I think I know why old habits die hard.
It's because habits, real habits, are made of stronger stuff than we imagine. They come from years of practice, whether intentional or not, and they represent the baseline of our actions. The only thing harder than breaking old habits, I think, is creating new ones.
There have been many habits in my life that I've tried to break, with varying degrees of success. Popular thought says that it takes 21 days to form or break a habit, but this is based in a misinterpretation of an old study regarding plastic surgery and prosthetics. In reality, subsequent studies of this specific topic have shown a wide range of time required, from 2 to 8 months.

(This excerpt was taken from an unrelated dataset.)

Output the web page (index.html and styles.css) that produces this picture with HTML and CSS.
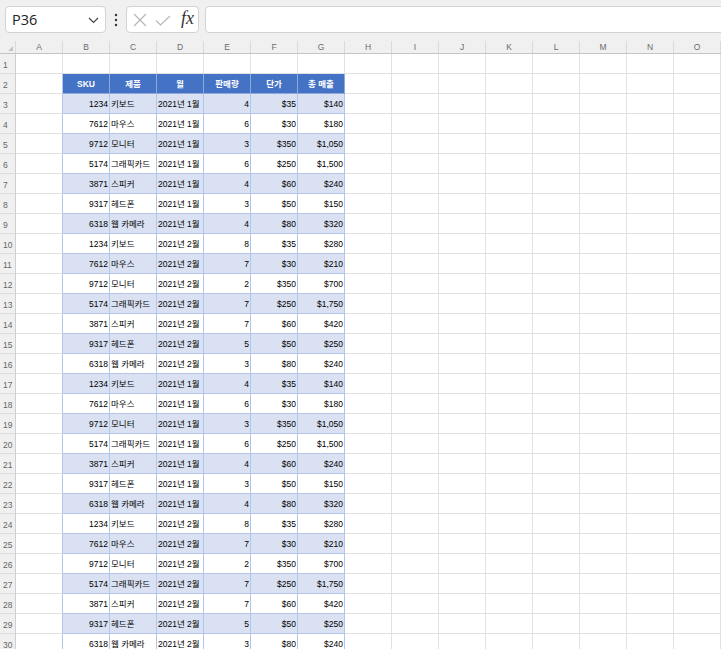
FILE: index.html
```html
<!DOCTYPE html>
<html lang="ko">
<head>
<meta charset="utf-8">
<title>Sheet</title>
<link rel="stylesheet" href="styles.css">
</head>
<body>
<div class="toolbar">
  <div class="namebox">
    <span class="namebox-text">P36</span>
    <svg class="chev" width="11" height="7" viewBox="0 0 11 7"><polyline points="1,1 5.5,5.5 10,1" fill="none" stroke="#444" stroke-width="1.2"/></svg>
  </div>
  <svg class="dots" width="4" height="14" viewBox="0 0 4 14"><circle cx="2" cy="2" r="1.2" fill="#333"/><circle cx="2" cy="7" r="1.2" fill="#333"/><circle cx="2" cy="12" r="1.2" fill="#333"/></svg>
  <div class="fbuttons">
    <svg class="ico-x" width="14" height="14" viewBox="0 0 14 14"><path d="M1 1 L13 13 M13 1 L1 13" stroke="#b5b5b5" stroke-width="1.1" fill="none"/></svg>
    <svg class="ico-check" width="16" height="11" viewBox="0 0 16 11"><polyline points="1,5.5 5.5,10 15,1" fill="none" stroke="#b5b5b5" stroke-width="1.1"/></svg>
    <span class="fx">fx</span>
  </div>
  <div class="finput"></div>
</div>

<div class="colhead">
  <div class="corner"><span class="tri"></span></div>
  <div class="ch">A</div><div class="ch">B</div><div class="ch">C</div><div class="ch">D</div><div class="ch">E</div><div class="ch">F</div><div class="ch">G</div><div class="ch">H</div><div class="ch">I</div><div class="ch">J</div><div class="ch">K</div><div class="ch">L</div><div class="ch">M</div><div class="ch">N</div><div class="ch">O</div>
</div>

<div class="sheet">
  <div class="row"><div class="rh">1</div><div class="c"></div><div class="c"></div><div class="c"></div><div class="c"></div><div class="c"></div><div class="c"></div><div class="c"></div></div>
  <div class="row"><div class="rh">2</div><div class="c edge"></div><div class="c th">SKU</div><div class="c th">제품</div><div class="c th">월</div><div class="c th">판매량</div><div class="c th">단가</div><div class="c th">총 매출</div></div>

  <div class="row band"><div class="rh">3</div><div class="c edge"></div><div class="c t num">1234</div><div class="c t">키보드</div><div class="c t">2021년 1월</div><div class="c t num">4</div><div class="c t num">$35</div><div class="c t num">$140</div></div>
  <div class="row"><div class="rh">4</div><div class="c edge"></div><div class="c t num">7612</div><div class="c t">마우스</div><div class="c t">2021년 1월</div><div class="c t num">6</div><div class="c t num">$30</div><div class="c t num">$180</div></div>
  <div class="row band"><div class="rh">5</div><div class="c edge"></div><div class="c t num">9712</div><div class="c t">모니터</div><div class="c t">2021년 1월</div><div class="c t num">3</div><div class="c t num">$350</div><div class="c t num">$1,050</div></div>
  <div class="row"><div class="rh">6</div><div class="c edge"></div><div class="c t num">5174</div><div class="c t">그래픽카드</div><div class="c t">2021년 1월</div><div class="c t num">6</div><div class="c t num">$250</div><div class="c t num">$1,500</div></div>
  <div class="row band"><div class="rh">7</div><div class="c edge"></div><div class="c t num">3871</div><div class="c t">스피커</div><div class="c t">2021년 1월</div><div class="c t num">4</div><div class="c t num">$60</div><div class="c t num">$240</div></div>
  <div class="row"><div class="rh">8</div><div class="c edge"></div><div class="c t num">9317</div><div class="c t">헤드폰</div><div class="c t">2021년 1월</div><div class="c t num">3</div><div class="c t num">$50</div><div class="c t num">$150</div></div>
  <div class="row band"><div class="rh">9</div><div class="c edge"></div><div class="c t num">6318</div><div class="c t">웹 카메라</div><div class="c t">2021년 1월</div><div class="c t num">4</div><div class="c t num">$80</div><div class="c t num">$320</div></div>
  <div class="row"><div class="rh">10</div><div class="c edge"></div><div class="c t num">1234</div><div class="c t">키보드</div><div class="c t">2021년 2월</div><div class="c t num">8</div><div class="c t num">$35</div><div class="c t num">$280</div></div>
  <div class="row band"><div class="rh">11</div><div class="c edge"></div><div class="c t num">7612</div><div class="c t">마우스</div><div class="c t">2021년 2월</div><div class="c t num">7</div><div class="c t num">$30</div><div class="c t num">$210</div></div>
  <div class="row"><div class="rh">12</div><div class="c edge"></div><div class="c t num">9712</div><div class="c t">모니터</div><div class="c t">2021년 2월</div><div class="c t num">2</div><div class="c t num">$350</div><div class="c t num">$700</div></div>
  <div class="row band"><div class="rh">13</div><div class="c edge"></div><div class="c t num">5174</div><div class="c t">그래픽카드</div><div class="c t">2021년 2월</div><div class="c t num">7</div><div class="c t num">$250</div><div class="c t num">$1,750</div></div>
  <div class="row"><div class="rh">14</div><div class="c edge"></div><div class="c t num">3871</div><div class="c t">스피커</div><div class="c t">2021년 2월</div><div class="c t num">7</div><div class="c t num">$60</div><div class="c t num">$420</div></div>
  <div class="row band"><div class="rh">15</div><div class="c edge"></div><div class="c t num">9317</div><div class="c t">헤드폰</div><div class="c t">2021년 2월</div><div class="c t num">5</div><div class="c t num">$50</div><div class="c t num">$250</div></div>
  <div class="row"><div class="rh">16</div><div class="c edge"></div><div class="c t num">6318</div><div class="c t">웹 카메라</div><div class="c t">2021년 2월</div><div class="c t num">3</div><div class="c t num">$80</div><div class="c t num">$240</div></div>

  <div class="row band"><div class="rh">17</div><div class="c edge"></div><div class="c t num">1234</div><div class="c t">키보드</div><div class="c t">2021년 1월</div><div class="c t num">4</div><div class="c t num">$35</div><div class="c t num">$140</div></div>
  <div class="row"><div class="rh">18</div><div class="c edge"></div><div class="c t num">7612</div><div class="c t">마우스</div><div class="c t">2021년 1월</div><div class="c t num">6</div><div class="c t num">$30</div><div class="c t num">$180</div></div>
  <div class="row band"><div class="rh">19</div><div class="c edge"></div><div class="c t num">9712</div><div class="c t">모니터</div><div class="c t">2021년 1월</div><div class="c t num">3</div><div class="c t num">$350</div><div class="c t num">$1,050</div></div>
  <div class="row"><div class="rh">20</div><div class="c edge"></div><div class="c t num">5174</div><div class="c t">그래픽카드</div><div class="c t">2021년 1월</div><div class="c t num">6</div><div class="c t num">$250</div><div class="c t num">$1,500</div></div>
  <div class="row band"><div class="rh">21</div><div class="c edge"></div><div class="c t num">3871</div><div class="c t">스피커</div><div class="c t">2021년 1월</div><div class="c t num">4</div><div class="c t num">$60</div><div class="c t num">$240</div></div>
  <div class="row"><div class="rh">22</div><div class="c edge"></div><div class="c t num">9317</div><div class="c t">헤드폰</div><div class="c t">2021년 1월</div><div class="c t num">3</div><div class="c t num">$50</div><div class="c t num">$150</div></div>
  <div class="row band"><div class="rh">23</div><div class="c edge"></div><div class="c t num">6318</div><div class="c t">웹 카메라</div><div class="c t">2021년 1월</div><div class="c t num">4</div><div class="c t num">$80</div><div class="c t num">$320</div></div>
  <div class="row"><div class="rh">24</div><div class="c edge"></div><div class="c t num">1234</div><div class="c t">키보드</div><div class="c t">2021년 2월</div><div class="c t num">8</div><div class="c t num">$35</div><div class="c t num">$280</div></div>
  <div class="row band"><div class="rh">25</div><div class="c edge"></div><div class="c t num">7612</div><div class="c t">마우스</div><div class="c t">2021년 2월</div><div class="c t num">7</div><div class="c t num">$30</div><div class="c t num">$210</div></div>
  <div class="row"><div class="rh">26</div><div class="c edge"></div><div class="c t num">9712</div><div class="c t">모니터</div><div class="c t">2021년 2월</div><div class="c t num">2</div><div class="c t num">$350</div><div class="c t num">$700</div></div>
  <div class="row band"><div class="rh">27</div><div class="c edge"></div><div class="c t num">5174</div><div class="c t">그래픽카드</div><div class="c t">2021년 2월</div><div class="c t num">7</div><div class="c t num">$250</div><div class="c t num">$1,750</div></div>
  <div class="row"><div class="rh">28</div><div class="c edge"></div><div class="c t num">3871</div><div class="c t">스피커</div><div class="c t">2021년 2월</div><div class="c t num">7</div><div class="c t num">$60</div><div class="c t num">$420</div></div>
  <div class="row band"><div class="rh">29</div><div class="c edge"></div><div class="c t num">9317</div><div class="c t">헤드폰</div><div class="c t">2021년 2월</div><div class="c t num">5</div><div class="c t num">$50</div><div class="c t num">$250</div></div>
  <div class="row"><div class="rh">30</div><div class="c edge"></div><div class="c t num">6318</div><div class="c t">웹 카메라</div><div class="c t">2021년 2월</div><div class="c t num">3</div><div class="c t num">$80</div><div class="c t num">$240</div></div>
</div>
</body>
</html>
```
FILE: styles.css
```css
html, body {
  margin: 0;
  padding: 0;
}
body {
  width: 721px;
  height: 649px;
  overflow: hidden;
  background: #f0f0f0;
  font-family: "Liberation Sans", "Noto Sans CJK KR", sans-serif;
  color: #000;
}

/* ---------- formula toolbar ---------- */
.toolbar {
  height: 41px;
  box-sizing: border-box;
  padding: 6px 0 0 5px;
  display: flex;
  align-items: flex-start;
  background: #f0f0f0;
  overflow: hidden;
}
.toolbar > * {
  flex: none;
}
.namebox {
  width: 101px;
  height: 27px;
  box-sizing: border-box;
  background: #fff;
  border: 1px solid #d3d3d3;
  border-radius: 4px;
  display: flex;
  align-items: center;
  justify-content: space-between;
  padding: 0 6px 0 6px;
}
.namebox-text {
  font-family: "Open Sans", "Noto Sans", sans-serif;
  font-size: 14.5px;
  color: #222;
}
.chev {
  display: block;
  margin-top: 1px;
}
.dots {
  display: block;
  margin: 7px 8px 0 8px;
}
.fbuttons {
  width: 73px;
  height: 27px;
  box-sizing: border-box;
  background: #fff;
  border: 1px solid #d3d3d3;
  border-radius: 4px;
  display: flex;
  align-items: center;
  padding: 0 0 0 6px;
}
.ico-x {
  display: block;
}
.ico-check {
  display: block;
  margin-left: 8px;
  margin-top: 1px;
}
.fx {
  font-family: "Liberation Serif", "DejaVu Serif", serif;
  font-style: italic;
  font-size: 18px;
  color: #333;
  margin-left: 10px;
  margin-top: -2px;
}
.finput {
  margin-left: 6px;
  width: 540px;
  height: 27px;
  box-sizing: border-box;
  background: #fff;
  border: 1px solid #d3d3d3;
  border-radius: 4px;
}

/* ---------- column header ---------- */
.colhead {
  display: grid;
  grid-template-columns: 16px repeat(15, 47px);
  height: 13px;
  box-sizing: border-box;
  border-bottom: 1px solid #c4c4c4;
  background: #f0f0f0;
}
.corner {
  box-sizing: border-box;
  border-right: 1px solid #dadada;
  display: flex;
  align-items: flex-end;
  justify-content: flex-end;
  padding: 0 2px 2px 0;
}
.tri {
  width: 0;
  height: 0;
  border-left: 5px solid transparent;
  border-bottom: 5px solid #c3c3c3;
}
.ch {
  box-sizing: border-box;
  border-right: 1px solid #dadada;
  text-align: center;
  font-size: 8.5px;
  line-height: 12px;
  color: #6b6b6b;
}

/* ---------- sheet grid ---------- */
.sheet {
  background-color: #fff;
  background-image:
    repeating-linear-gradient(to right, transparent 0 46px, #e1e1e1 46px 47px),
    repeating-linear-gradient(to bottom, transparent 0 19px, #e1e1e1 19px 20px);
  background-position: 16px 0, 0 0;
  height: 595px;
}
.row {
  display: grid;
  grid-template-columns: 16px repeat(7, 47px);
  height: 20px;
}
.rh {
  box-sizing: border-box;
  background: #f0f0f0;
  border-right: 1px solid #cfcfcf;
  border-bottom: 1px solid #dcdcdc;
  font-size: 8.5px;
  line-height: 22px;
  color: #666;
  padding-left: 3px;
  white-space: nowrap;
  overflow: hidden;
}
.c {
  box-sizing: border-box;
  border-right: 1px solid #e1e1e1;
  border-bottom: 1px solid #e1e1e1;
  font-size: 8.5px;
  line-height: 20px;
  padding: 0 1px 0 1px;
  white-space: nowrap;
  overflow: hidden;
}
.c.edge {
  border-right-color: #b4c6e7;
}
.c.t {
  background: #fff;
  border-right-color: #b4c6e7;
  border-bottom-color: #b4c6e7;
}
.band .c.t {
  background: #d9e1f2;
}
.c.num {
  text-align: right;
}
.c.th {
  background: #4472c4;
  color: #fff;
  font-weight: bold;
  text-align: center;
  border-right-color: #8eaadb;
  border-bottom-color: #8eaadb;
}
```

A longer timeline certainly makes sense to me, given that I spent 30 days doing yoga in January and almost immediately dropped it when the month changed.
The problem with a longer timeline is that it doesn't inspire the same kind of optimism as a three week challenge. I can reasonably expect to make myself get out of bed at 5 a.m. for the next three weeks, but to say that it will take six months before it feels comfortable is far more daunting.
We want to establish a "habit" so that these things become second nature. In essence, so that they become easy.
But the great things are not supposed to be easy. Yes, it'd be nice if they were, but this is the real world, where the things we want most have to be earned. I'm at two days in a row of waking up on time, and last night in particular, I was exhausted. After one day.
And yet, I still managed to get up today. I did some yoga, my second time since the end of January. It wasn't habit, certainly not automatic. It was a very specific, very determined choice.
And honestly, I'm happier with that.